## Begin

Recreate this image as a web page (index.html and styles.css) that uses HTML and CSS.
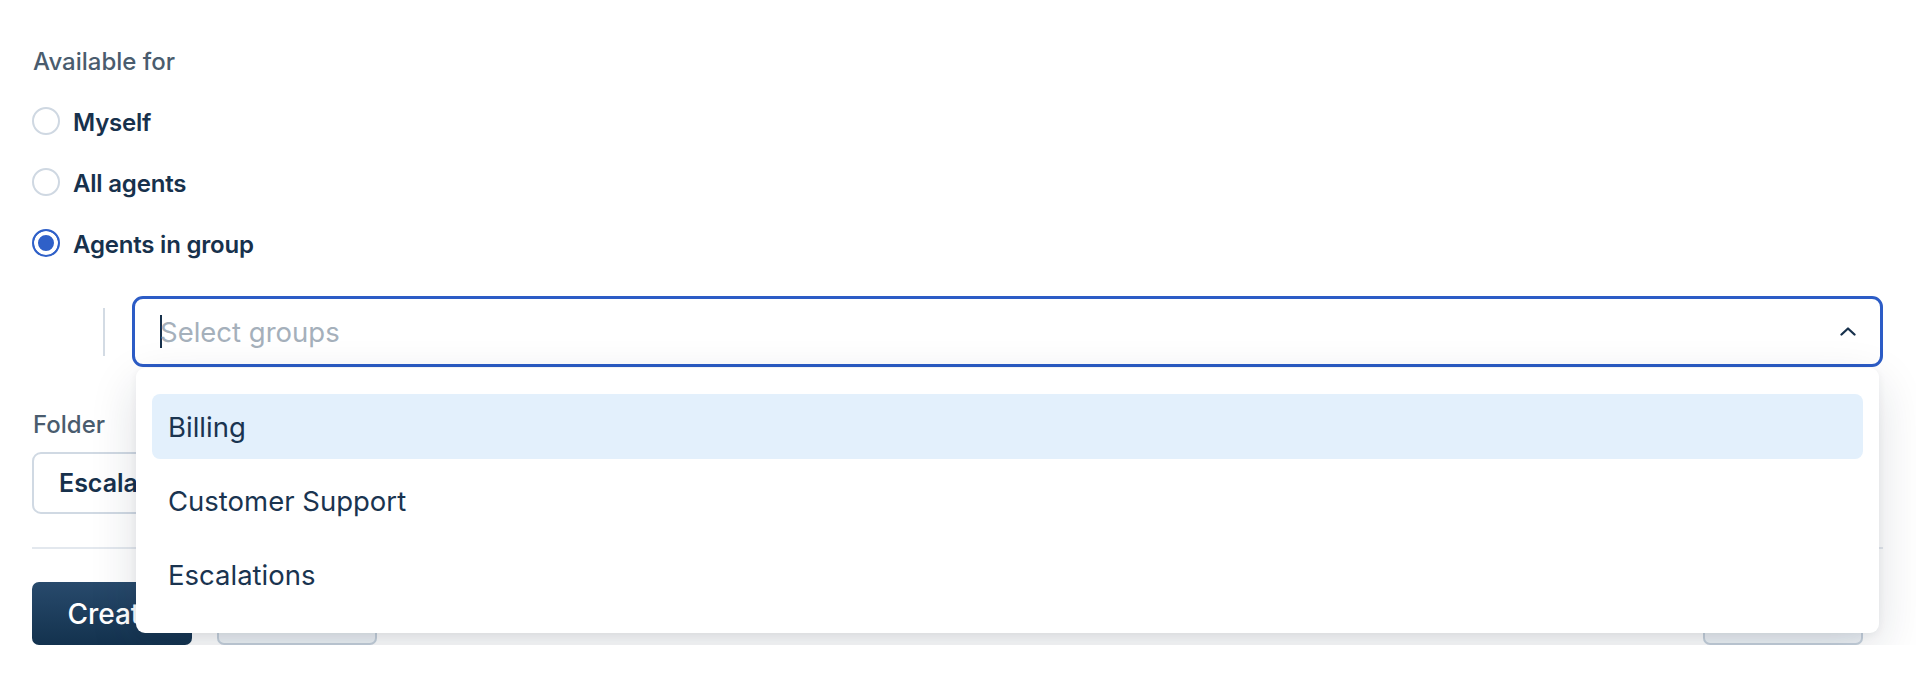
FILE: index.html
```html
<!DOCTYPE html>
<html lang="en">
<head>
<meta charset="utf-8">
<title>Macro settings</title>
<link rel="stylesheet" href="styles.css">
</head>
<body>
<div class="page">
  <section class="availability">
    <div class="field-label">Available for</div>
    <div class="radio-list">
      <label class="radio-row"><span class="radio"></span><span class="radio-text">Myself</span></label>
      <label class="radio-row"><span class="radio"></span><span class="radio-text">All agents</span></label>
      <label class="radio-row"><span class="radio radio--checked"></span><span class="radio-text">Agents in group</span></label>
    </div>
    <div class="group-picker">
      <span class="indent-rule"></span>
      <div class="select">
        <div class="select-control">
          <span class="caret"></span>
          <span class="placeholder">Select groups</span>
          <svg class="chevron" width="16" height="9" viewBox="0 0 16 9" aria-hidden="true">
            <path d="M1.5 7.5 L8 1.5 L14.5 7.5" fill="none" stroke="#17314c" stroke-width="2.3" stroke-linecap="round" stroke-linejoin="round"/>
          </svg>
        </div>
        <ul class="menu">
          <li class="menu-item is-active">Billing</li>
          <li class="menu-item">Customer Support</li>
          <li class="menu-item">Escalations</li>
        </ul>
      </div>
    </div>
  </section>
  <section class="folder">
    <div class="field-label">Folder</div>
    <div class="folder-input">Escalations</div>
  </section>
  <hr class="divider">
  <div class="actions">
    <button class="btn btn--primary">Create</button>
    <button class="btn btn--secondary">Cancel</button>
    <button class="btn btn--secondary btn--end">Preview</button>
  </div>
</div>
</body>
</html>
```
FILE: styles.css
```css
* { box-sizing: border-box; }

html, body {
  margin: 0;
  background: #ffffff;
}

body {
  font-family: Inter, "Noto Sans", "Liberation Sans", sans-serif;
  color: #17314c;
  overflow: hidden;
}

.page {
  padding: 47px 33px 0 32px;
}

.field-label {
  font-size: 24px;
  line-height: 30px;
  font-weight: 500;
  color: #4a5c6e;
  padding-left: 1px;
}

.radio-list {
  display: flex;
  flex-direction: column;
  gap: 33px;
  margin-top: 30px;
}

.radio-row {
  display: flex;
  align-items: center;
  gap: 13px;
  height: 28px;
}

.radio {
  width: 28px;
  height: 28px;
  border-radius: 50%;
  border: 2px solid #cfd8e2;
  background: #ffffff;
  flex: none;
}

.radio--checked {
  border-color: #2f60c8;
  background: #2f60c8;
  box-shadow: inset 0 0 0 4px #ffffff;
}

.radio-text {
  font-size: 24px;
  line-height: 28px;
  font-weight: 600;
  letter-spacing: -0.2px;
  padding-top: 3px;
  color: #17314c;
}

.group-picker {
  display: flex;
  align-items: center;
  gap: 27px;
  margin-top: 39px;
  padding-left: 71px;
}

.indent-rule {
  width: 2px;
  height: 48px;
  background: #d3dbe4;
  flex: none;
}

.select {
  position: relative;
  flex: 1;
}

.select-control {
  height: 71px;
  border: 3px solid #2c5cc6;
  border-radius: 11px;
  background: #ffffff;
  display: flex;
  align-items: center;
  padding: 0 24px 0 25px;
}

.caret {
  width: 2px;
  height: 33px;
  background: #17314c;
  flex: none;
}

.placeholder {
  margin-left: -2px;
  font-size: 27.5px;
  font-weight: 400;
  color: #a5b0bb;
}

.chevron {
  margin-left: auto;
  flex: none;
}

.menu {
  position: absolute;
  top: calc(100% + 1px);
  left: 4px;
  right: 4px;
  z-index: 10;
  margin: 0;
  padding: 26px 16px;
  list-style: none;
  background: #ffffff;
  border-radius: 9px;
  display: flex;
  flex-direction: column;
  gap: 9px;
  box-shadow: 0 16px 48px rgba(20, 35, 55, 0.14), 0 2px 8px rgba(20, 35, 55, 0.06);
}

.menu-item {
  height: 65px;
  display: flex;
  align-items: center;
  padding: 0 16px;
  border-radius: 8px;
  font-size: 27.5px;
  font-weight: 400;
  color: #1a3450;
}

.menu-item.is-active {
  background: #e3f0fc;
}

.folder {
  margin-top: 43px;
}

.folder-input {
  margin-top: 12px;
  width: 60%;
  height: 62px;
  border: 2px solid #d0d9e3;
  border-radius: 9px;
  display: flex;
  align-items: center;
  padding-left: 25px;
  font-size: 25px;
  font-weight: 600;
  color: #17314c;
}

.divider {
  margin: 33px 0 0;
  height: 2px;
  border: none;
  background: #e3e8ee;
}

.actions {
  display: flex;
  gap: 25px;
  margin-top: 33px;
}

.btn {
  width: 160px;
  height: 63px;
  border-radius: 7px;
  font-family: inherit;
  font-size: 28px;
  font-weight: 500;
}

.btn--primary {
  border: none;
  color: #ffffff;
  background: linear-gradient(#284a6c, #13324e);
}

.btn--secondary {
  border: 2px solid #c6d1dc;
  background: #eef2f6;
  color: #17314c;
}

.btn--end {
  margin-left: auto;
  margin-right: 20px;
}
```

## End

Write out the whole listing exactly, and drop the pictures.

Recreate this image as a web page (index.html and styles.css) that uses HTML and CSS.
FILE: index.html
```html
<!DOCTYPE html>
<html lang="en">
<head>
<meta charset="utf-8">
<title>Macro settings</title>
<link rel="stylesheet" href="styles.css">
</head>
<body>
<div class="page">
  <section class="availability">
    <div class="field-label">Available for</div>
    <div class="radio-list">
      <label class="radio-row"><span class="radio"></span><span class="radio-text">Myself</span></label>
      <label class="radio-row"><span class="radio"></span><span class="radio-text">All agents</span></label>
      <label class="radio-row"><span class="radio radio--checked"></span><span class="radio-text">Agents in group</span></label>
    </div>
    <div class="group-picker">
      <span class="indent-rule"></span>
      <div class="select">
        <div class="select-control">
          <span class="caret"></span>
          <span class="placeholder">Select groups</span>
          <svg class="chevron" width="16" height="9" viewBox="0 0 16 9" aria-hidden="true">
            <path d="M1.5 7.5 L8 1.5 L14.5 7.5" fill="none" stroke="#17314c" stroke-width="2.3" stroke-linecap="round" stroke-linejoin="round"/>
          </svg>
        </div>
        <ul class="menu">
          <li class="menu-item is-active">Billing</li>
          <li class="menu-item">Customer Support</li>
          <li class="menu-item">Escalations</li>
        </ul>
      </div>
    </div>
  </section>
  <section class="folder">
    <div class="field-label">Folder</div>
    <div class="folder-input">Escalations</div>
  </section>
  <hr class="divider">
  <div class="actions">
    <button class="btn btn--primary">Create</button>
    <button class="btn btn--secondary">Cancel</button>
    <button class="btn btn--secondary btn--end">Preview</button>
  </div>
</div>
</body>
</html>
```
FILE: styles.css
```css
* { box-sizing: border-box; }

html, body {
  margin: 0;
  background: #ffffff;
}

body {
  font-family: Inter, "Noto Sans", "Liberation Sans", sans-serif;
  color: #17314c;
  overflow: hidden;
}

.page {
  padding: 47px 33px 0 32px;
}

.field-label {
  font-size: 24px;
  line-height: 30px;
  font-weight: 500;
  color: #4a5c6e;
  padding-left: 1px;
}

.radio-list {
  display: flex;
  flex-direction: column;
  gap: 33px;
  margin-top: 30px;
}

.radio-row {
  display: flex;
  align-items: center;
  gap: 13px;
  height: 28px;
}

.radio {
  width: 28px;
  height: 28px;
  border-radius: 50%;
  border: 2px solid #cfd8e2;
  background: #ffffff;
  flex: none;
}

.radio--checked {
  border-color: #2f60c8;
  background: #2f60c8;
  box-shadow: inset 0 0 0 4px #ffffff;
}

.radio-text {
  font-size: 24px;
  line-height: 28px;
  font-weight: 600;
  letter-spacing: -0.2px;
  padding-top: 3px;
  color: #17314c;
}

.group-picker {
  display: flex;
  align-items: center;
  gap: 27px;
  margin-top: 39px;
  padding-left: 71px;
}

.indent-rule {
  width: 2px;
  height: 48px;
  background: #d3dbe4;
  flex: none;
}

.select {
  position: relative;
  flex: 1;
}

.select-control {
  height: 71px;
  border: 3px solid #2c5cc6;
  border-radius: 11px;
  background: #ffffff;
  display: flex;
  align-items: center;
  padding: 0 24px 0 25px;
}

.caret {
  width: 2px;
  height: 33px;
  background: #17314c;
  flex: none;
}

.placeholder {
  margin-left: -2px;
  font-size: 27.5px;
  font-weight: 400;
  color: #a5b0bb;
}

.chevron {
  margin-left: auto;
  flex: none;
}

.menu {
  position: absolute;
  top: calc(100% + 1px);
  left: 4px;
  right: 4px;
  z-index: 10;
  margin: 0;
  padding: 26px 16px;
  list-style: none;
  background: #ffffff;
  border-radius: 9px;
  display: flex;
  flex-direction: column;
  gap: 9px;
  box-shadow: 0 16px 48px rgba(20, 35, 55, 0.14), 0 2px 8px rgba(20, 35, 55, 0.06);
}

.menu-item {
  height: 65px;
  display: flex;
  align-items: center;
  padding: 0 16px;
  border-radius: 8px;
  font-size: 27.5px;
  font-weight: 400;
  color: #1a3450;
}

.menu-item.is-active {
  background: #e3f0fc;
}

.folder {
  margin-top: 43px;
}

.folder-input {
  margin-top: 12px;
  width: 60%;
  height: 62px;
  border: 2px solid #d0d9e3;
  border-radius: 9px;
  display: flex;
  align-items: center;
  padding-left: 25px;
  font-size: 25px;
  font-weight: 600;
  color: #17314c;
}

.divider {
  margin: 33px 0 0;
  height: 2px;
  border: none;
  background: #e3e8ee;
}

.actions {
  display: flex;
  gap: 25px;
  margin-top: 33px;
}

.btn {
  width: 160px;
  height: 63px;
  border-radius: 7px;
  font-family: inherit;
  font-size: 28px;
  font-weight: 500;
}

.btn--primary {
  border: none;
  color: #ffffff;
  background: linear-gradient(#284a6c, #13324e);
}

.btn--secondary {
  border: 2px solid #c6d1dc;
  background: #eef2f6;
  color: #17314c;
}

.btn--end {
  margin-left: auto;
  margin-right: 20px;
}
```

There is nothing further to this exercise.